Page speed is the most undervalued component of conversion architecture, and it costs almost nothing to optimize. A one-second improvement in load time can increase conversion rates by seven percent. Yet the majority of small and mid-market business websites load in four to seven seconds on mobile because they use uncompressed images, unminified code, excessive third-party scripts, and hosting infrastructure that prioritizes cost over performance. Image optimization, code minification, lazy loading, CDN implementation, and proper hosting can bring load times under two seconds. The total cost of these optimizations is typically a few hundred dollars. The revenue impact, for a site generating meaningful traffic, can be tens of thousands of dollars annually. This is conversion architecture at its purest: high impact, low cost, measurable results.
The copywriting on the website is often worth more than the design, yet it receives a fraction of the attention and investment. A beautifully designed website with weak copy is a trophy that does not sell. Headlines that are clever instead of clear, body copy that describes features instead of outcomes, and calls to action that say “Submit” instead of “Get Your Free Assessment” undermine conversion rates regardless of how polished the design is. Investing two to five thousand dollars in professional conversion copywriting—headlines, subheadlines, value propositions, testimonial selection, and CTA language—will typically improve conversion rates more than investing ten times that amount in design refinements. The words on the page are the primary conversion mechanism.
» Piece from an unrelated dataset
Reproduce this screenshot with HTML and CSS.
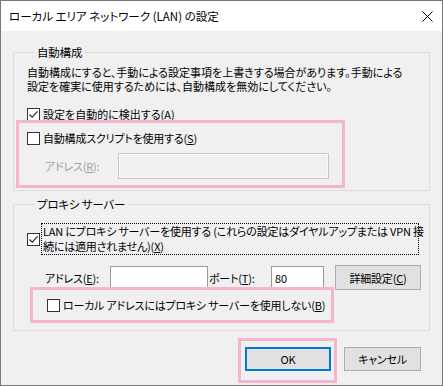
FILE: index.html
```html
<!DOCTYPE html>
<html lang="ja">
<head>
<meta charset="utf-8">
<title>ローカル エリア ネットワーク (LAN) の設定</title>
<link rel="stylesheet" href="styles.css">
</head>
<body>
<div class="window">
  <div class="titlebar">
    <span class="title">ローカル エリア ネットワーク (LAN) の設定</span>
    <svg class="close" width="11" height="11" viewBox="0 0 11 11"><path d="M0.5 0.5 L10.5 10.5 M10.5 0.5 L0.5 10.5" stroke="#000" stroke-width="1" fill="none"/></svg>
  </div>
  <div class="content">
    <fieldset class="group g1">
      <legend>自動構成</legend>
      <p class="desc">自動構成にすると、手動による設定事項を上書きする場合があります。手動による<br>設定を確実に使用するためには、自動構成を無効にしてください。</p>
      <label class="check detect">
        <span class="box"><svg width="11" height="11" viewBox="0 0 11 11"><path d="M1.5 5.5 L4.2 8.2 L9.6 2.3" stroke="#222" stroke-width="1.1" fill="none"/></svg></span>
        <span class="ctext">設定を自動的に検出する(<u>A</u>)</span>
      </label>
      <label class="check script">
        <span class="box"></span>
        <span class="ctext">自動構成スクリプトを使用する(<u>S</u>)</span>
      </label>
      <div class="field">
        <span class="flabel disabled">アドレス(<u>R</u>):</span>
        <span class="input input-disabled"></span>
      </div>
    </fieldset>
    <fieldset class="group g2">
      <legend>プロキシ サーバー</legend>
      <label class="check proxy">
        <span class="box"><svg width="11" height="11" viewBox="0 0 11 11"><path d="M1.5 5.5 L4.2 8.2 L9.6 2.3" stroke="#222" stroke-width="1.1" fill="none"/></svg></span>
        <span class="ctext focus">LAN にプロキシ サーバーを使用する (これらの設定はダイヤルアップまたは VPN 接<br>続には適用されません)(<u>X</u>)</span>
      </label>
      <div class="addr-row">
        <span class="alabel">アドレス(<u>E</u>):</span>
        <span class="input addr"></span>
        <span class="plabel">ポート(<u>T</u>):</span>
        <span class="input port">80</span>
        <span class="btn advanced">詳細設定(<u>C</u>)</span>
      </div>
      <label class="check bypass">
        <span class="box"></span>
        <span class="ctext">ローカル アドレスにはプロキシ サーバーを使用しない(<u>B</u>)</span>
      </label>
    </fieldset>
    <div class="actions">
      <span class="btn ok">OK</span>
      <span class="btn cancel">キャンセル</span>
    </div>
  </div>
  <div class="hl hl-script"></div>
  <div class="hl hl-bypass"></div>
  <div class="hl hl-ok"></div>
</div>
</body>
</html>
```

FILE: styles.css
```css
* { box-sizing: border-box; }
html, body { margin: 0; padding: 0; }
body {
  font-family: "Noto Sans CJK JP", "Noto Sans", sans-serif;
  font-size: 11px;
  letter-spacing: -0.2px;
  color: #000;
  background: #f0f0f0;
  font-feature-settings: "palt";
}
.window {
  position: relative;
  width: 443px;
  height: 386px;
  border: 1px solid #777;
  background: #f0f0f0;
  display: flex;
  flex-direction: column;
}
.titlebar {
  height: 30px;
  background: #fff;
  display: flex;
  align-items: center;
  justify-content: space-between;
  padding: 0 9px 0 8px;
  flex: none;
}
.title { line-height: 16px; font-size: 11.5px; letter-spacing: 0; }
.close { display: block; }
.content {
  padding: 13px 12px 0 12px;
  flex: 1;
  display: flex;
  flex-direction: column;
}
.group {
  margin: 0;
  border: 1px solid #dcdcdc;
  padding: 0 12px 0 13px;
  min-width: 0;
}
.group legend {
  padding: 0 3px;
  margin-left: 7px;
  line-height: 16px;
  font-size: 11.5px;
}
.g1 { padding-bottom: 11px; }
.g2 { margin-top: 5px; padding-bottom: 17px; }
.desc {
  margin: 5px 0 0;
  line-height: 14px;
  white-space: nowrap;
  letter-spacing: 0;
}
.check {
  display: flex;
  align-items: center;
  line-height: 16px;
}
.box {
  width: 13px;
  height: 13px;
  border: 1px solid #333;
  background: #fff;
  flex: none;
  display: flex;
  align-items: center;
  justify-content: center;
}
.box svg { display: block; }
.ctext { margin-left: 3px; white-space: nowrap; }
u { text-decoration: underline; text-underline-offset: 1px; }
.detect { margin-top: 13px; }
.detect .ctext { letter-spacing: 0; }
.script { margin-top: 8px; }
.field {
  display: flex;
  align-items: center;
  margin-top: 7px;
}
.flabel { margin-left: 18px; width: 73px; }
.disabled { color: #a0a0a0; }
.input {
  height: 23px;
  background: #fff;
  border: 1px solid #9a9a9a;
  display: flex;
  align-items: center;
  padding-left: 3px;
  line-height: 16px;
  flex: none;
}
.input-disabled {
  width: 211px;
  height: 26px;
  background: #f0f0f0;
  border-color: #c6c6c6;
  box-shadow: inset 0 0 0 1px #fbfbfb;
}
.proxy { margin-top: 11px; }
.proxy .ctext { margin-left: 1px; }
.focus {
  border: 1px dotted #000;
  line-height: 15px;
  padding: 0 0 0 1px;
  width: 378px;
}
.addr-row {
  display: flex;
  align-items: center;
  margin-top: 10px;
  height: 25px;
}
.alabel { margin-left: 18px; width: 65px; flex: none; }
.addr { width: 98px; }
.plabel { width: 63px; padding-left: 1px; flex: none; }
.port { width: 53px; }
.btn {
  display: flex;
  align-items: center;
  justify-content: center;
  height: 24px;
  background: #e1e1e1;
  border: 1px solid #adadad;
  line-height: 16px;
  flex: none;
}
.advanced { margin-left: 11px; width: 86px; height: 25px; }
.bypass { margin-top: 7px; margin-left: 20px; }
.actions {
  display: flex;
  justify-content: flex-end;
  gap: 13px;
  margin-top: 16px;
  padding-right: 9px;
}
.ok { width: 86px; border: 2px solid #0078d7; }
.cancel { width: 77px; }
.hl {
  position: absolute;
  border: 3px solid #f5b5cc;
  pointer-events: none;
}
.hl-script { left: 15px; top: 119px; width: 329px; height: 68px; }
.hl-bypass { left: 29px; top: 286px; width: 304px; height: 36px; }
.hl-ok { left: 237px; top: 337px; width: 99px; height: 45px; }
```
The design creates the environment in which those words are read.
Testing transforms a good website into a great one at negligible incremental cost. Once your site is live and receiving traffic, A/B testing allows you to systematically improve every element. Test the headline against an alternative. Test a short form against a long form. Test a video hero against a static image. Test a price-first approach against a value-first approach. Each test costs nothing beyond the tool subscription—platforms like Google Optimize, VWO, and Convert are available for a few hundred dollars per month. Each winning test permanently improves your conversion rate. After twelve months of consistent testing, a site that started at a two percent conversion rate can reach four or five percent, effectively doubling or tripling the revenue generated from the same traffic. This iterative optimization is the highest-ROI activity in digital marketing, and it requires no additional capital investment beyond the initial website build.
The myth of the hundred-thousand-dollar website persists because it serves the interests of those who sell hundred-thousand-dollar websites. But for the vast majority of businesses in The Woodlands, Spring, Conroe, and across the Houston metro, the path to a high-converting digital presence is more accessible than they have been led to believe. The investment required is not in pixels and code. It is in strategy: understanding your audience, crafting a compelling value proposition, designing a frictionless path to conversion, and optimizing relentlessly based on data. These are disciplines, not budgets. And the businesses that master them—at any price point—will systematically outperform competitors who confuse expensive with effective.